Here is a quick checklist of Dos and Don’ts to ensure we continue to
leverage Recruitment as a great opportunity to further enhance our Customer
Experience & Brand Equity -
- It all starts with a well fleshed-out Job Description (JD) which needs to be real and fluid. Don’t make it too water-tight, impregnable and search words’ driven. Avoid platitudes like ‘fire in the belly’ and ‘willing to stretch’.
- Encourage diversity, rather than building a uni-dimensional workforce. For e.g. why should only candidates with prior research experience be considered for research openings? Why not those from Journalism, mass media, PR, advertising or even sectors as diverse as Logistics be consciously considered. From a personal experience, it is this Diversity that has worked the best for our team!
- Try to reduce the various ‘filtration’ rounds and let them exist only for a specific purpose.
- Continue challenging the rationale for all those candidates who got filtered-out at each stage, right from profile identification to screening.
- Make it conducive & convenient for the candidates. Do we really need to call them over physically for each of the rounds? Make it as ‘Virtual’ as possible till the final round.
- Do our assessment tests need to be ‘speed tests’? Rather, why can’t these be about understanding your knowledge and skillsets in a more conducive and relaxed environment.
- Are your processes efficient and time-bound OR do they keep potential candidates on an infinite ‘On Hold’ loop with a cliched phrase like “We’ll get back to you”. And yes, we are all guilty of this indecisiveness syndrome. A candidate ‘On hold’ for many weeks is definitely NOT what you were looking for. Why then to keep him/her in waiting for so long? Better to provide a succinct and clear feedback and drop his candidature (even if you haven’t identified any alternative candidate). It’s better to build a strong pipeline than to keep open too many ‘not too sure’ choices for too long.
- Are you making sure to provide a detailed feedback at each stage? Or leaving candidates with an arrogant, “sorry, you haven’t gone through our next round” message relayed by your recruitment teams.
- If you realize during an interview itself that this is definitely not the candidate we are looking for, be courageous enough to provide a prompt, direct and constructive feedback at that stage itself, rather than relaying an indirect and impersonal feedback through your recruitment teams.
- Finally, People are not inanimate Products. They constantly evolve and get better through right coaching, mentoring, direction and guidance. Avoid tagging them as Selects and Rejects and abruptly ending the entire process.
Eventually, the 10 selected candidates that will onboard will
become a part of your culture. They’ll naturally get to experience the
Organization in due course. However, a larger part of your responsibility also
lies towards the 190-odd who didn’t meet the cut at various stages.
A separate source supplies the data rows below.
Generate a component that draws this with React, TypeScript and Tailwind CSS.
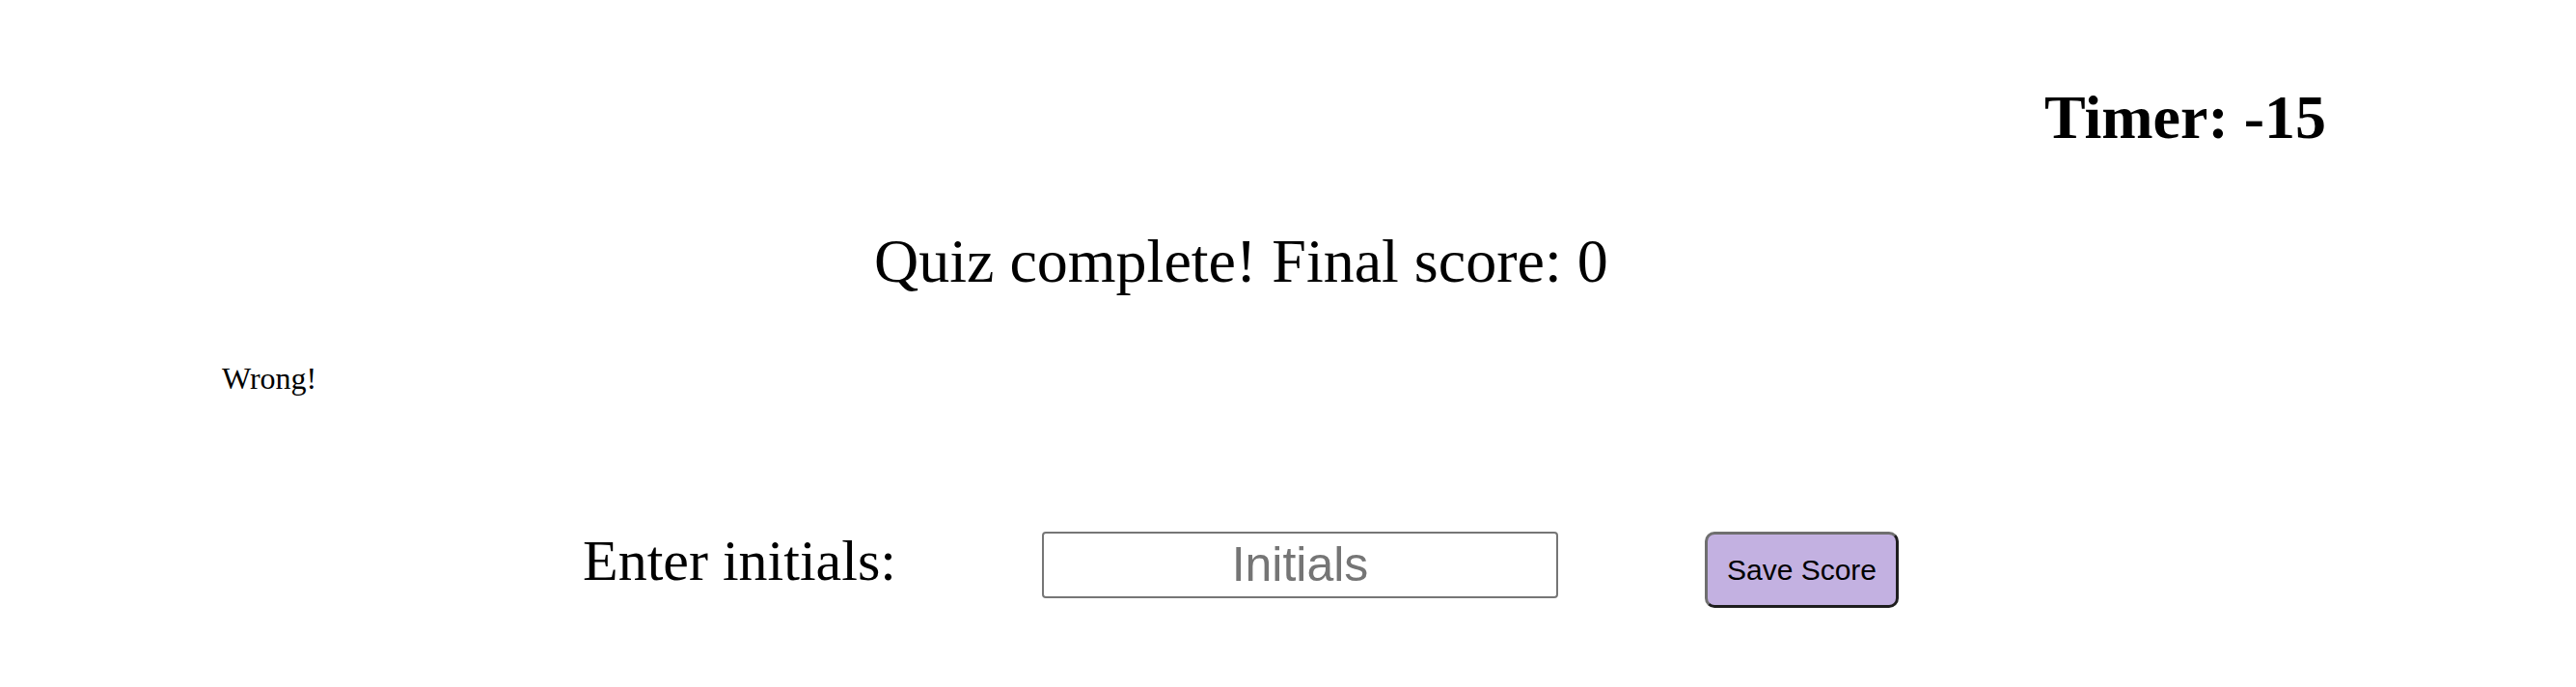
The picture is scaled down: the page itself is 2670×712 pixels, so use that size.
import React, { useState } from 'react';

const serif = { fontFamily: '"Liberation Serif", "Times New Roman", serif' };

const App = () => {
  const [initials, setInitials] = useState('');

  return (
    <div className="w-full h-[712px] bg-white text-black" style={serif}>
      <div className="flex justify-end pt-[90px] pr-[259px]">
        <h1 className="text-[64px] leading-none font-bold">Timer: -15</h1>
      </div>

      <h2 className="mt-[85px] pl-[906px] text-[64px] leading-none font-normal whitespace-nowrap">
        Quiz complete! Final score: 0
      </h2>

      <p className="mt-[73px] pl-[230px] text-[32px] leading-none">Wrong!</p>

      <div className="mt-[143px] flex items-start pl-[604px]">
        <label className="w-[476px] text-[60px] leading-none whitespace-nowrap">Enter initials:</label>
        <input
          type="text"
          value={initials}
          onChange={(e) => setInitials(e.target.value)}
          placeholder="Initials"
          className="w-[535px] h-[69px] border-2 border-[#767676] rounded-[4px] text-center text-[50px] font-['Liberation_Sans',Arial,sans-serif] placeholder:text-[#757575] outline-none"
        />
        <button className="ml-[152px] w-[201px] h-[79px] rounded-[10px] border-[3px] border-t-[#6f6f6f] border-l-[#6f6f6f] border-b-[#1e1e1e] border-r-[#1e1e1e] bg-[#c3b1e1] text-[30px] text-black font-['Liberation_Sans',Arial,sans-serif]">
          Save Score
        </button>
      </div>
    </div>
  );
};

export default App;
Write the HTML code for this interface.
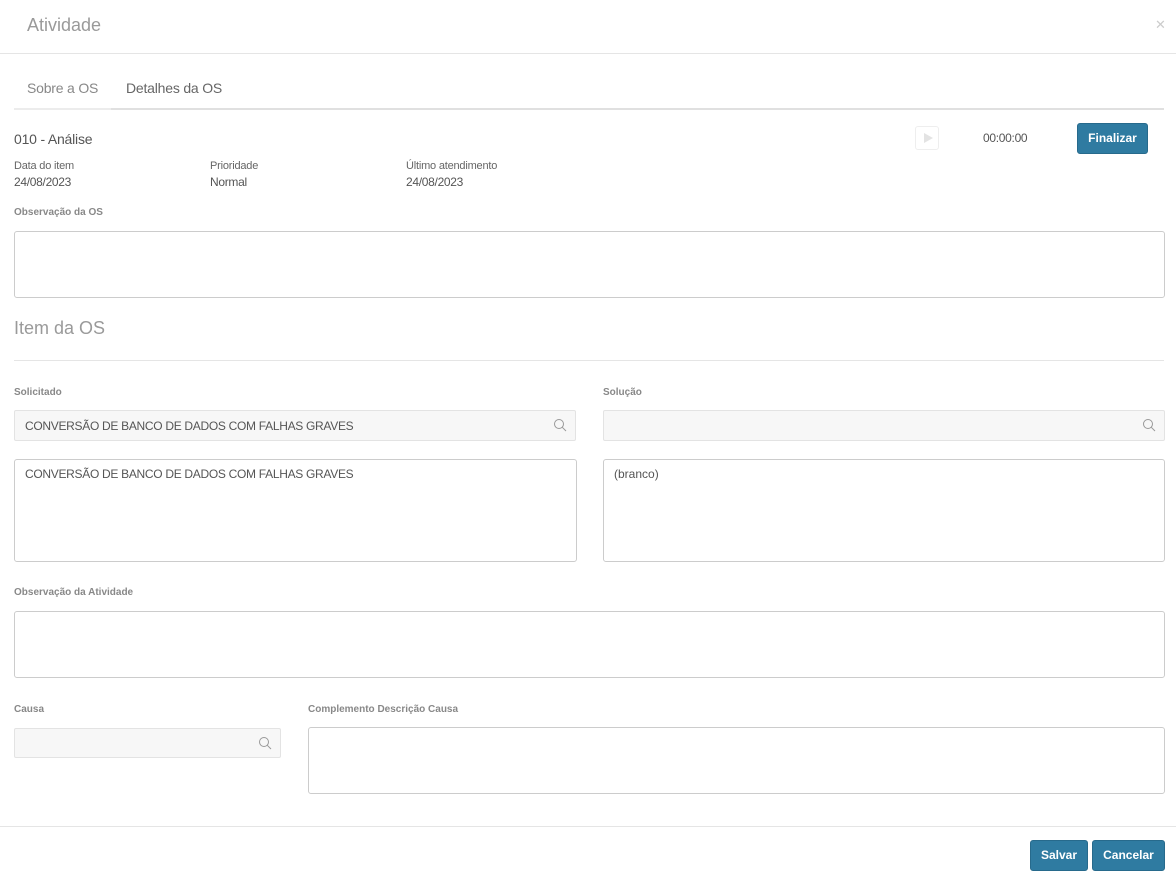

The onus is
on you to leave them with an absolutely professional and Inspirational
experience. They were not rejects – as they are still living, breathing and evolving.
They simply weren’t most suitable at that moment or because there were others
more experienced, relevant and mature AT THAT MOMENT! Make sure these 190-odd
do receive that constructive feedback before they return back to their worlds –
more confident and assured about what they need to do to get better, rather
than feeling disheartened, demotivated or ‘rejected’.
The job-seekers are as much looking for a job, as much as
the organizations are looking for the right talent. We opened up the new roles
and invited applications. The candidates invested their time, efforts, traveled and appeared for our various rounds and undertook our tests. It’s an irresponsible
and terrible customer experience if we leave them waiting and looking for
answers. It’s unfortunate if they have to wade through our departments,
websites, contact us numbers to gain the final feedback. And this happens
across all levels right from the most senior roles till the entry level
profiles. Its arrogance and bad corporate citizenship if an organization
doesn’t bother to provide you with a detailed rationale and feedback despite
having taken you through multiple selection rounds and then suddenly doing the
vanishing act.
To sum it up, the onus is on us to either leave the
potential candidates feel bitter, demotivated and rejected. Or leverage this
opportunity to guide them and offer a few lines of constructive feedback that
enables them to keep evolving and build on their competencies. The same applies for our existing employees
who’ve decided to move on for better opportunities. Let’s not look at them as
attrition, betrayers or a lost cause. There is no need for us to feel bitter or
reduce our compassion quotient with them during their notice period. The
nurturing needs to continue right till their last day. And in fact even after let’s
continue maintaining a proud alumni network rather than treating them as
outsiders or those who abandoned us. Let’s keep it positive, evolving and
inspiring! It’s always about people and careers.
This is the ‘talent
pool’ we keep referring to. There is a fair possibility that the potential
candidates who didn’t meet the cut right now, might return back as much
improved, evolved and terrific professionals a few months down the line. Even
if not, they might become your evangelists and promoters amongst their peer
group for the way you made them feel. Your ex-employees too can be a potent
network that can be counted on for expanding your ‘talent pool’. There is no
bigger joy than seeing many of your star performers returning back as they
believed this was the best ‘Experience’ they ever had!
Eventually, it is this Customer Experience that
becomes the biggest competitive differentiator with all other tangible features
and benefits acquiring parity. And this holds true as much as for your external
customers as your internal ones…and for all those who continue aspiring to get
associated, simply because the way you made them feel!